Ya es hora

Cuando vi desaparecer las mariposas del Montseny, me dije: «Aquí pasa algo»; luego los ganaderos cerraron los establos, colgaron las botas y se fueron de barrenderos de noche a la gran ciudad. Pero llegó la hora: se acabó el éxodo hacia el maná

Lentamente, se saborea lentamente y es un masaje para el paladar, suave, aterciopelado e intenso. El fracaso líquido invade los platos sucios o medio llenos de restaurantes vacíos de alto postín. Vacíos se sentían muchos al comer, vacías están sus carteras, vacíos los corazones de algunos y vacío el aire cuando se convierte en la nada.
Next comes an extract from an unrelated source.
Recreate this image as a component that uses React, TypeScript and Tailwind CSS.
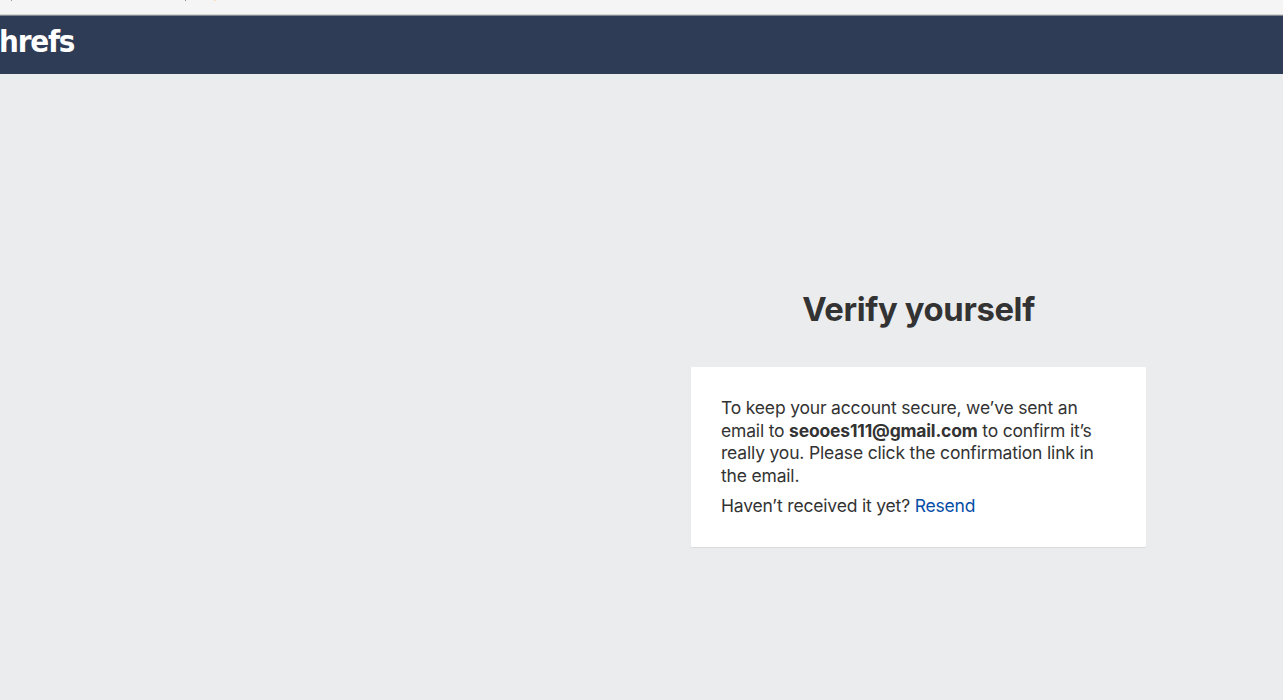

Cuando vi desaparecer las mariposas del Montseny, me dije: «Aquí pasa algo»; luego los ganaderos cerraron los establos, colgaron las botas y se fueron de barrenderos de noche a la gran ciudad. A las tierras fértiles les salieron matojos, cardos borriqueros y estepas, y allí cavaron sus madrigueras los conejos de monte. Ahora, de vez en cuando, cae una piña y luego una bellota, y nacen y crecen cuatro árboles desperdigados, eso sí, muy mediterráneos, pero que avanzan borrando la civilización.

Se acabó el éxodo hacia el maná, el oasis de hormigón en el que los humanos hemos construido mundos subterráneos por los que transitan a diario caudalosos ríos de nuestros congéneres, cuerpos de consumo hacia comedores sin alma en los que la gente come igual que un viudo sin cocina, un soltero sin patria, una familia sin madre. Se acabó -decíamos- el éxodo, y debemos ahora volver a echar raíces, cerrar las puertas a los lobos y plantar ajos en la entrada, por si fuera verdad que ahuyentan a los malos espíritus.

He de confesar que no creo en trasgos, brujas, exorcistas ni papas que se pasean como becerros de oro para nada. Sin embargo, me encanta comer ajo y alardear de mi villanía como arma revolucionaria contra tanto friki bendecido por el doctorado honorífico de las universidades del dinero.